▶ [What is expected]:
No pictures go into the copy. Write out exactly the lines below from the one containing "Write the React, TypeScript" through the one containing "import React from".

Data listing
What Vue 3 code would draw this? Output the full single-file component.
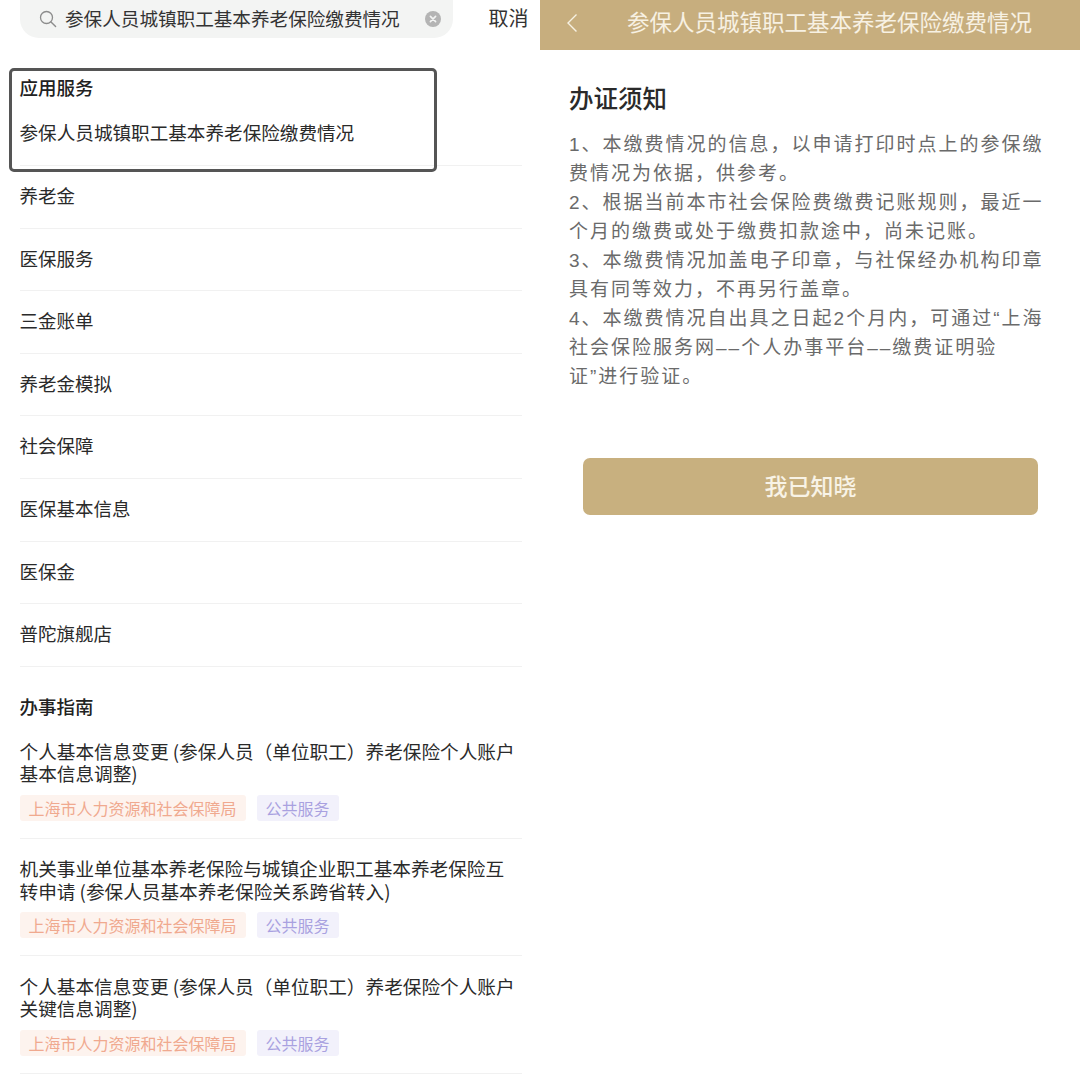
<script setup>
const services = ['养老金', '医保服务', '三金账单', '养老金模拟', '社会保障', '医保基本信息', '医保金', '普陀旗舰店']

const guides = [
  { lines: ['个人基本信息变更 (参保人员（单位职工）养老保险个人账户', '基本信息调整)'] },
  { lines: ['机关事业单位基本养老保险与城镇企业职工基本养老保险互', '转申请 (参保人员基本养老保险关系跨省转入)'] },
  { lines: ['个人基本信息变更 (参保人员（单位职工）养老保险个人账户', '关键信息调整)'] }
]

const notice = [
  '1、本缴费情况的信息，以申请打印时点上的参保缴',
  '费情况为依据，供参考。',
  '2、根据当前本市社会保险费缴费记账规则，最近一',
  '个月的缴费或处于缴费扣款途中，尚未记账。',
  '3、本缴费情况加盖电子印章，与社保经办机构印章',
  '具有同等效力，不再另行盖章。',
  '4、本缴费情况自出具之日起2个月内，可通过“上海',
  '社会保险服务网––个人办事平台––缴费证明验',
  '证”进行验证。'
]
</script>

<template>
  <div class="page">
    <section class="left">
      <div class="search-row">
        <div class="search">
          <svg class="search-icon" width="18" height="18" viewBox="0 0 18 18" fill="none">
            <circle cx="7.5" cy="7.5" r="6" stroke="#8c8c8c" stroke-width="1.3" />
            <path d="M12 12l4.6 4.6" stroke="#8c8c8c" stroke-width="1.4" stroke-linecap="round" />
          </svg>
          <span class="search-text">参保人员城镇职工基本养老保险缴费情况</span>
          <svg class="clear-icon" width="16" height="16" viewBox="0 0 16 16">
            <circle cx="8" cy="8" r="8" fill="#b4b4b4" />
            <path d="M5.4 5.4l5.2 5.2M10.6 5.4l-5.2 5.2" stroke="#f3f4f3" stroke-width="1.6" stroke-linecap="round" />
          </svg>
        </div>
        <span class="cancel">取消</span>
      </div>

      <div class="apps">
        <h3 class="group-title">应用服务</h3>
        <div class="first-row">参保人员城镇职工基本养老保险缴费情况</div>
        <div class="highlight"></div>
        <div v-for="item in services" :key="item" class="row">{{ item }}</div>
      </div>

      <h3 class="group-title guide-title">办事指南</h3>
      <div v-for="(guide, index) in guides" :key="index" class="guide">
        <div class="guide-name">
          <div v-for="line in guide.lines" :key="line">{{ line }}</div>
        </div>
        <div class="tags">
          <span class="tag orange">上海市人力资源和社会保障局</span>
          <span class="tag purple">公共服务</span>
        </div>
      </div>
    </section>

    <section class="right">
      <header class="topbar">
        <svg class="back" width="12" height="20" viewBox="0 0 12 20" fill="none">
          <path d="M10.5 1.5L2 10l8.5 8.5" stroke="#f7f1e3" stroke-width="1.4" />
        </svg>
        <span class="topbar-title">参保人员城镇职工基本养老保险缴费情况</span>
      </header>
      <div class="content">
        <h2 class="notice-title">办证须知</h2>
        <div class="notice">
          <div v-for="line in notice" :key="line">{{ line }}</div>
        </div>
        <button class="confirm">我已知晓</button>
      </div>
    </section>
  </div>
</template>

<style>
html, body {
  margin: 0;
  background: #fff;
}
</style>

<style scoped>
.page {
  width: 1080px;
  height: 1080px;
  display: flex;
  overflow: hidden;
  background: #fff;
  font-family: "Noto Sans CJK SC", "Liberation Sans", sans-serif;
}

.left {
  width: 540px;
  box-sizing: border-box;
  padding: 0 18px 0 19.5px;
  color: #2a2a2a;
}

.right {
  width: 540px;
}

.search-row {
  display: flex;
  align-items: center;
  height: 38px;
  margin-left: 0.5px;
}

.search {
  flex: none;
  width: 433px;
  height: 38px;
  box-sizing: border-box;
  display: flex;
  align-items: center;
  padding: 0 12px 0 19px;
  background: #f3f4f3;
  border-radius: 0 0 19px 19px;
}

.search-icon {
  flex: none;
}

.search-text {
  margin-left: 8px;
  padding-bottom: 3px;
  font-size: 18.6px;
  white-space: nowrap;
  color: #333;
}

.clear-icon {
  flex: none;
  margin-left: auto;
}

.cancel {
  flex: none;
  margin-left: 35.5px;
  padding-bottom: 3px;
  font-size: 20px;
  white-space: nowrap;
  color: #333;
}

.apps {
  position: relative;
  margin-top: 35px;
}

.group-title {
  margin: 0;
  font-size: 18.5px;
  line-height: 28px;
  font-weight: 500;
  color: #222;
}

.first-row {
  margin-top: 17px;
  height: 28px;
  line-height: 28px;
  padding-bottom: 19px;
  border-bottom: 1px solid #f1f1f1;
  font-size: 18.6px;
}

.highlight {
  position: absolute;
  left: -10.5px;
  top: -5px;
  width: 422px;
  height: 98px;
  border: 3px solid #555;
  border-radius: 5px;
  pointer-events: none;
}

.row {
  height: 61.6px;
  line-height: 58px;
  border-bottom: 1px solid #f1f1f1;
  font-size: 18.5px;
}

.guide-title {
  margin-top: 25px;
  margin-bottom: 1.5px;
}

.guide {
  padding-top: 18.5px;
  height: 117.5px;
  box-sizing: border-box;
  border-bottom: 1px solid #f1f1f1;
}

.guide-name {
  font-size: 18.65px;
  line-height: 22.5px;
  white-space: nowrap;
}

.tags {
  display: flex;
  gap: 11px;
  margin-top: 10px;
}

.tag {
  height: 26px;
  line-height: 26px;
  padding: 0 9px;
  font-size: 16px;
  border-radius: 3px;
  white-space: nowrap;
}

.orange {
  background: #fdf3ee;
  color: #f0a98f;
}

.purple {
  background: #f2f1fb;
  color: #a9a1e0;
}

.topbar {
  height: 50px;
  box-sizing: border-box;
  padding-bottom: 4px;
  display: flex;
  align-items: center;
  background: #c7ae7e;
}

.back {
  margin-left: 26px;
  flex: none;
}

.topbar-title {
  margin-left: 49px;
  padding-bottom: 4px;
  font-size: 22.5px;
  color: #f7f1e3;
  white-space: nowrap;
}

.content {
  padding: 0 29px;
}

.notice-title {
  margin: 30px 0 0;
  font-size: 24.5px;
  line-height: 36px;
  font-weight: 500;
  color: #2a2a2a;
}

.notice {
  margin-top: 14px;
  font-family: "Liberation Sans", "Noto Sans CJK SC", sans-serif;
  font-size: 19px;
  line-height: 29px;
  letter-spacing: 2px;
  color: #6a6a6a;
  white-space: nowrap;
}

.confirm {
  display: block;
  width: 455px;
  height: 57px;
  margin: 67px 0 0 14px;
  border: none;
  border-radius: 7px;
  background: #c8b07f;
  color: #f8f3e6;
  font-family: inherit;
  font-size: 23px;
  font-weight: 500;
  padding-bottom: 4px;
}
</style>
...
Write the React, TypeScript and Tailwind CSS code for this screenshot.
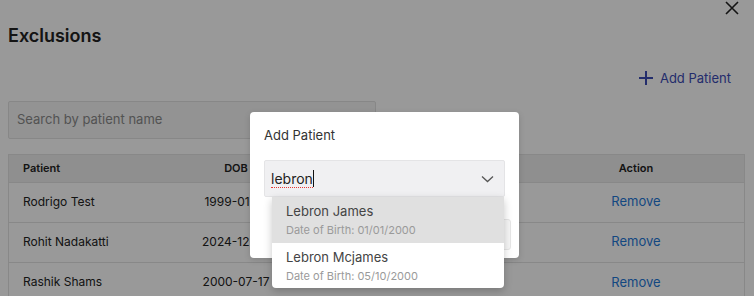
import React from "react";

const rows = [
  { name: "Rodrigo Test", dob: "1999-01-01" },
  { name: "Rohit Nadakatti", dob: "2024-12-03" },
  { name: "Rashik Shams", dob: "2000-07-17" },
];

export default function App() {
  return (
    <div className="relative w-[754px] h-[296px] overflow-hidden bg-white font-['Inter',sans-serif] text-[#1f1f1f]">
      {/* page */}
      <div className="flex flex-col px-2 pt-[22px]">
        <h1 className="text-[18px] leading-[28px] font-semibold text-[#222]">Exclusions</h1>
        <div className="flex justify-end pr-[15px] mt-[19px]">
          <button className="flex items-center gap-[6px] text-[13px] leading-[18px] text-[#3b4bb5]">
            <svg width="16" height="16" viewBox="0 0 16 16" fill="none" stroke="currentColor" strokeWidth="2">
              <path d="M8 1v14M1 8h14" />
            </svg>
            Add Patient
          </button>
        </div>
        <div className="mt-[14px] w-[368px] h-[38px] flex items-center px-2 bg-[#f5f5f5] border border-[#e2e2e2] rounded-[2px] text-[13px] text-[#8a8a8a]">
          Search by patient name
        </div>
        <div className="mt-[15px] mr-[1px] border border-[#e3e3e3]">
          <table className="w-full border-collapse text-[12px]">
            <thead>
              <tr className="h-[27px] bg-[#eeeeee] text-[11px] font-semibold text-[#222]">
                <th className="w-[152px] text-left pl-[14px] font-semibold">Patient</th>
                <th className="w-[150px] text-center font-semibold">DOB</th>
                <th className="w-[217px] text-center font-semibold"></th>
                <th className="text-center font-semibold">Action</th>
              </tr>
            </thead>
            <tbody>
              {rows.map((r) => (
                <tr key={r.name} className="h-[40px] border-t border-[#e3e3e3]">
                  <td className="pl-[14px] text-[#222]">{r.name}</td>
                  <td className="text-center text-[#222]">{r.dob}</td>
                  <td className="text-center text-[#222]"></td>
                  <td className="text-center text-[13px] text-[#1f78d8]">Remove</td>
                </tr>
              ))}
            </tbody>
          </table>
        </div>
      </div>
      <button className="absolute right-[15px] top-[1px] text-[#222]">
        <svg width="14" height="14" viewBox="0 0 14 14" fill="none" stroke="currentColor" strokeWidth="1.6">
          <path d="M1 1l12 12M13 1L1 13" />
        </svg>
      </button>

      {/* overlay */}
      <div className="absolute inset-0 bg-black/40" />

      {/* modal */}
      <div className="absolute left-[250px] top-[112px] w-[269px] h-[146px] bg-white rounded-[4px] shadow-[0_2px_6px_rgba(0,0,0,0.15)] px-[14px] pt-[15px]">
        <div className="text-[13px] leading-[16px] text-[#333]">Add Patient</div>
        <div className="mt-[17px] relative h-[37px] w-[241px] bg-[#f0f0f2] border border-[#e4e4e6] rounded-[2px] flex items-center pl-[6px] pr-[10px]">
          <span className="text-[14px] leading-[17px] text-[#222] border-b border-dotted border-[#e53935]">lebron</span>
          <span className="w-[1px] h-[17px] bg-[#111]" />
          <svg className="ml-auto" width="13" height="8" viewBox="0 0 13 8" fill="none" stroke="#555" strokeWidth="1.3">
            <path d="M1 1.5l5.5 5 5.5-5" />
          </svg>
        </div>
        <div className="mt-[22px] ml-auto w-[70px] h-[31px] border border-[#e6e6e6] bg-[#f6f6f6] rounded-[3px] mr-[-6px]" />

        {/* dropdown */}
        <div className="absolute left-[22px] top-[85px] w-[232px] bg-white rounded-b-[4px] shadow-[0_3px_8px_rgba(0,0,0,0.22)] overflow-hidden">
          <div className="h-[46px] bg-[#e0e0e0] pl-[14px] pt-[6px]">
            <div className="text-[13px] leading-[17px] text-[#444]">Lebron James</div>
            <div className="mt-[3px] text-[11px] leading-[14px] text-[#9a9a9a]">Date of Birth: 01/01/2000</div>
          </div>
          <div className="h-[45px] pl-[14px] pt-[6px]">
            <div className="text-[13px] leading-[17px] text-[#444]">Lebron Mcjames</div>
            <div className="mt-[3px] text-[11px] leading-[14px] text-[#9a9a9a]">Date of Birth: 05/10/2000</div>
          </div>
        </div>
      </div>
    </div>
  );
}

▶ [Output for this task]:
Write the React, TypeScript and Tailwind CSS code for this screenshot.
import React from "react";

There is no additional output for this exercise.